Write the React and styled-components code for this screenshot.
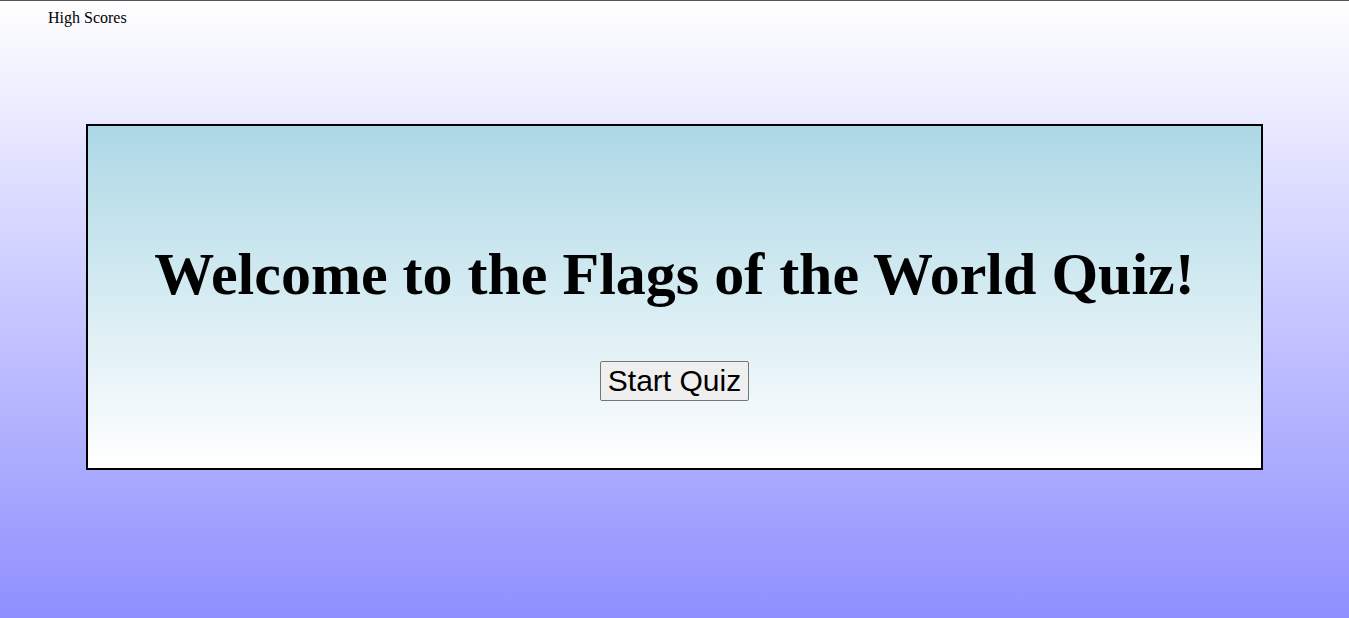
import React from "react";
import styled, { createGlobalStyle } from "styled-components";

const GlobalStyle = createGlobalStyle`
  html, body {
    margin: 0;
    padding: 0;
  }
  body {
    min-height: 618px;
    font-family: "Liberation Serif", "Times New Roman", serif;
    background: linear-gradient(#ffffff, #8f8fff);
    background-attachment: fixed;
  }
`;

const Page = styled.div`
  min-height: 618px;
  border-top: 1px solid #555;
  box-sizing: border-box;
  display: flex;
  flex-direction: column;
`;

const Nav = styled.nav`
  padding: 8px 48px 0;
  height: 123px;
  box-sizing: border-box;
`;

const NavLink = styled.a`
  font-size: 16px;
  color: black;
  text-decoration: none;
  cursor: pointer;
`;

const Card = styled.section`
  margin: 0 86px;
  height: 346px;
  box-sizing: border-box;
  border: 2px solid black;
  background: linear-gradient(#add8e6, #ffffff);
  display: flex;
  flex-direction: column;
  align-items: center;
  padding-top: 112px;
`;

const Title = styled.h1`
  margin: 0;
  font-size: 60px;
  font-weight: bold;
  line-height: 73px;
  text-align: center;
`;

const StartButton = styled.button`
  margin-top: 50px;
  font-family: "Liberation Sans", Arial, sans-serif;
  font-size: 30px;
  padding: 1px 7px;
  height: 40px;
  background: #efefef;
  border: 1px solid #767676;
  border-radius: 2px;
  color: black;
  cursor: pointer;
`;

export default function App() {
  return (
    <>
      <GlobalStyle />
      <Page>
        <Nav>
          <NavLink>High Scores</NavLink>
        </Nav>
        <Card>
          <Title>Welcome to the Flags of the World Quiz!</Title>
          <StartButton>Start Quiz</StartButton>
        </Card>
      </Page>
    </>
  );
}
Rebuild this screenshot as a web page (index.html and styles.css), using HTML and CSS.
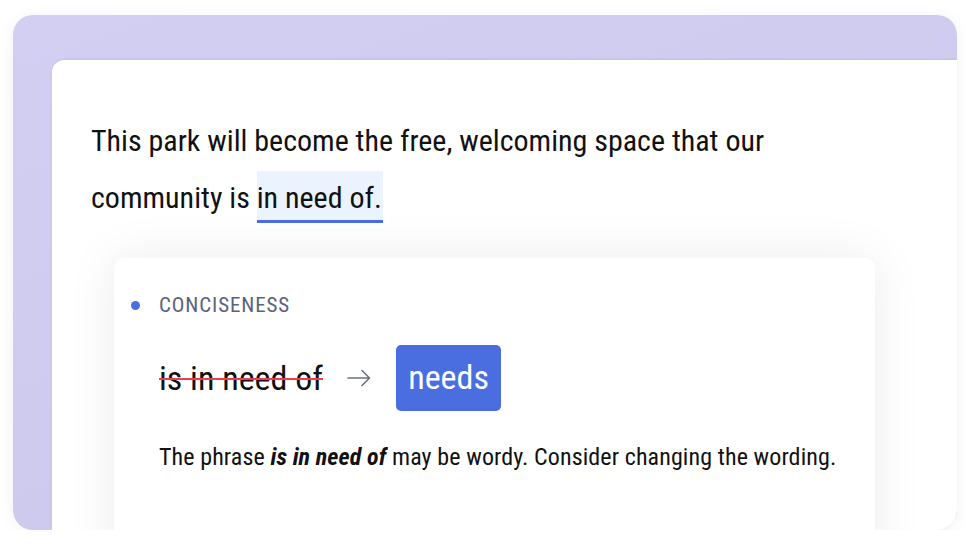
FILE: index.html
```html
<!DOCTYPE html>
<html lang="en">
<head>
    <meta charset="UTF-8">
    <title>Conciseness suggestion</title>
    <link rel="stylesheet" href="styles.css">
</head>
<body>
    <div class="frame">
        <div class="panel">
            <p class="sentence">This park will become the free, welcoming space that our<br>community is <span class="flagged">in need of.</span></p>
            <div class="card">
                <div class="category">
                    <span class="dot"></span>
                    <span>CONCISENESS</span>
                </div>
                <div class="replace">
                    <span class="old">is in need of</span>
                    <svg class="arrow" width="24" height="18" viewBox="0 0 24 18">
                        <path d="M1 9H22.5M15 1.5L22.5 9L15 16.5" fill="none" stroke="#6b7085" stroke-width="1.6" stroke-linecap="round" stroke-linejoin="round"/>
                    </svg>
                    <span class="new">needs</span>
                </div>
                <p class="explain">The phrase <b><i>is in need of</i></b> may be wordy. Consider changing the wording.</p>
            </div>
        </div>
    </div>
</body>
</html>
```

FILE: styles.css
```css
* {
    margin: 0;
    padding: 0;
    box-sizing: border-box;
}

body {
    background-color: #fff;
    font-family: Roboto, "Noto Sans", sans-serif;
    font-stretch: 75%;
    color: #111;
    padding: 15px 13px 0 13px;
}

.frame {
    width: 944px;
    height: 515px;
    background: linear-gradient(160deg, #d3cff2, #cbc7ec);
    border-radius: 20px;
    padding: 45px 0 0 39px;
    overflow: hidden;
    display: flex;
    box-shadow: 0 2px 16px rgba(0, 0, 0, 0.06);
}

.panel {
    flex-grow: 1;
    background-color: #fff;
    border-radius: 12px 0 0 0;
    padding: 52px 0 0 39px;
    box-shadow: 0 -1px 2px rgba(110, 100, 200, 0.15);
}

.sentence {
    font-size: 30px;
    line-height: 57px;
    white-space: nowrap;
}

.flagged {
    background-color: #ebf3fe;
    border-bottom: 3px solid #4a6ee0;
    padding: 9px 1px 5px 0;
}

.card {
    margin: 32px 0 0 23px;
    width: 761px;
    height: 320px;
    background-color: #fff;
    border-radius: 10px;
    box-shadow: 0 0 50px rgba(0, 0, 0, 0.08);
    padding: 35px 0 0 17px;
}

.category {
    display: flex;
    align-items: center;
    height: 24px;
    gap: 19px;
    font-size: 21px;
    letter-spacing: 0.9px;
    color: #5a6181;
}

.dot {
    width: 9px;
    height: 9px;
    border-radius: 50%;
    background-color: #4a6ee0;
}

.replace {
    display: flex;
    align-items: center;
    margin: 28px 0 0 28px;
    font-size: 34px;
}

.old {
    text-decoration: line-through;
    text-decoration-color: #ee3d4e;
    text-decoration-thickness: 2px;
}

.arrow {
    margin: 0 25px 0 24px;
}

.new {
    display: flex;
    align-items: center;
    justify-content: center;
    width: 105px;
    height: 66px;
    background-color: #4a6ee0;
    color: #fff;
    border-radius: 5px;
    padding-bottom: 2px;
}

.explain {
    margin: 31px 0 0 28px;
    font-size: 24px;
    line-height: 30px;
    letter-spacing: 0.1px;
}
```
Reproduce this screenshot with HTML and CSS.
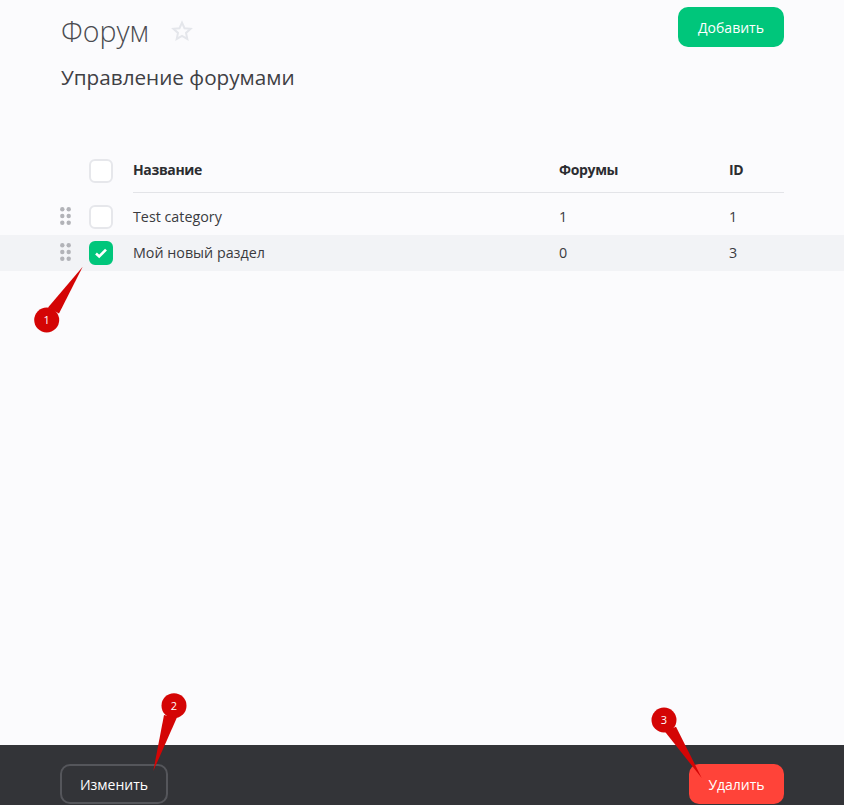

:: Work to be completed ::
Copy each line in full and exactly, omitting any picture.

:: Solution to the problem ::
Write the React and styled-components code for this screenshot.
import React from "react";
import styled, { createGlobalStyle } from "styled-components";

const GlobalStyle = createGlobalStyle`
  html, body {
    margin: 0;
    padding: 0;
  }
  body {
    min-height: 618px;
    font-family: "Liberation Serif", "Times New Roman", serif;
    background: linear-gradient(#ffffff, #8f8fff);
    background-attachment: fixed;
  }
`;

const Page = styled.div`
  min-height: 618px;
  border-top: 1px solid #555;
  box-sizing: border-box;
  display: flex;
  flex-direction: column;
`;

const Nav = styled.nav`
  padding: 8px 48px 0;
  height: 123px;
  box-sizing: border-box;
`;

const NavLink = styled.a`
  font-size: 16px;
  color: black;
  text-decoration: none;
  cursor: pointer;
`;

const Card = styled.section`
  margin: 0 86px;
  height: 346px;
  box-sizing: border-box;
  border: 2px solid black;
  background: linear-gradient(#add8e6, #ffffff);
  display: flex;
  flex-direction: column;
  align-items: center;
  padding-top: 112px;
`;

const Title = styled.h1`
  margin: 0;
  font-size: 60px;
  font-weight: bold;
  line-height: 73px;
  text-align: center;
`;

const StartButton = styled.button`
  margin-top: 50px;
  font-family: "Liberation Sans", Arial, sans-serif;
  font-size: 30px;
  padding: 1px 7px;
  height: 40px;
  background: #efefef;
  border: 1px solid #767676;
  border-radius: 2px;
  color: black;
  cursor: pointer;
`;

export default function App() {
  return (
    <>
      <GlobalStyle />
      <Page>
        <Nav>
          <NavLink>High Scores</NavLink>
        </Nav>
        <Card>
          <Title>Welcome to the Flags of the World Quiz!</Title>
          <StartButton>Start Quiz</StartButton>
        </Card>
      </Page>
    </>
  );
}
Rebuild this screenshot as a web page (index.html and styles.css), using HTML and CSS.
FILE: index.html
```html
<!DOCTYPE html>
<html lang="en">
<head>
    <meta charset="UTF-8">
    <title>Conciseness suggestion</title>
    <link rel="stylesheet" href="styles.css">
</head>
<body>
    <div class="frame">
        <div class="panel">
            <p class="sentence">This park will become the free, welcoming space that our<br>community is <span class="flagged">in need of.</span></p>
            <div class="card">
                <div class="category">
                    <span class="dot"></span>
                    <span>CONCISENESS</span>
                </div>
                <div class="replace">
                    <span class="old">is in need of</span>
                    <svg class="arrow" width="24" height="18" viewBox="0 0 24 18">
                        <path d="M1 9H22.5M15 1.5L22.5 9L15 16.5" fill="none" stroke="#6b7085" stroke-width="1.6" stroke-linecap="round" stroke-linejoin="round"/>
                    </svg>
                    <span class="new">needs</span>
                </div>
                <p class="explain">The phrase <b><i>is in need of</i></b> may be wordy. Consider changing the wording.</p>
            </div>
        </div>
    </div>
</body>
</html>
```

FILE: styles.css
```css
* {
    margin: 0;
    padding: 0;
    box-sizing: border-box;
}

body {
    background-color: #fff;
    font-family: Roboto, "Noto Sans", sans-serif;
    font-stretch: 75%;
    color: #111;
    padding: 15px 13px 0 13px;
}

.frame {
    width: 944px;
    height: 515px;
    background: linear-gradient(160deg, #d3cff2, #cbc7ec);
    border-radius: 20px;
    padding: 45px 0 0 39px;
    overflow: hidden;
    display: flex;
    box-shadow: 0 2px 16px rgba(0, 0, 0, 0.06);
}

.panel {
    flex-grow: 1;
    background-color: #fff;
    border-radius: 12px 0 0 0;
    padding: 52px 0 0 39px;
    box-shadow: 0 -1px 2px rgba(110, 100, 200, 0.15);
}

.sentence {
    font-size: 30px;
    line-height: 57px;
    white-space: nowrap;
}

.flagged {
    background-color: #ebf3fe;
    border-bottom: 3px solid #4a6ee0;
    padding: 9px 1px 5px 0;
}

.card {
    margin: 32px 0 0 23px;
    width: 761px;
    height: 320px;
    background-color: #fff;
    border-radius: 10px;
    box-shadow: 0 0 50px rgba(0, 0, 0, 0.08);
    padding: 35px 0 0 17px;
}

.category {
    display: flex;
    align-items: center;
    height: 24px;
    gap: 19px;
    font-size: 21px;
    letter-spacing: 0.9px;
    color: #5a6181;
}

.dot {
    width: 9px;
    height: 9px;
    border-radius: 50%;
    background-color: #4a6ee0;
}

.replace {
    display: flex;
    align-items: center;
    margin: 28px 0 0 28px;
    font-size: 34px;
}

.old {
    text-decoration: line-through;
    text-decoration-color: #ee3d4e;
    text-decoration-thickness: 2px;
}

.arrow {
    margin: 0 25px 0 24px;
}

.new {
    display: flex;
    align-items: center;
    justify-content: center;
    width: 105px;
    height: 66px;
    background-color: #4a6ee0;
    color: #fff;
    border-radius: 5px;
    padding-bottom: 2px;
}

.explain {
    margin: 31px 0 0 28px;
    font-size: 24px;
    line-height: 30px;
    letter-spacing: 0.1px;
}
```
Reproduce this screenshot with HTML and CSS.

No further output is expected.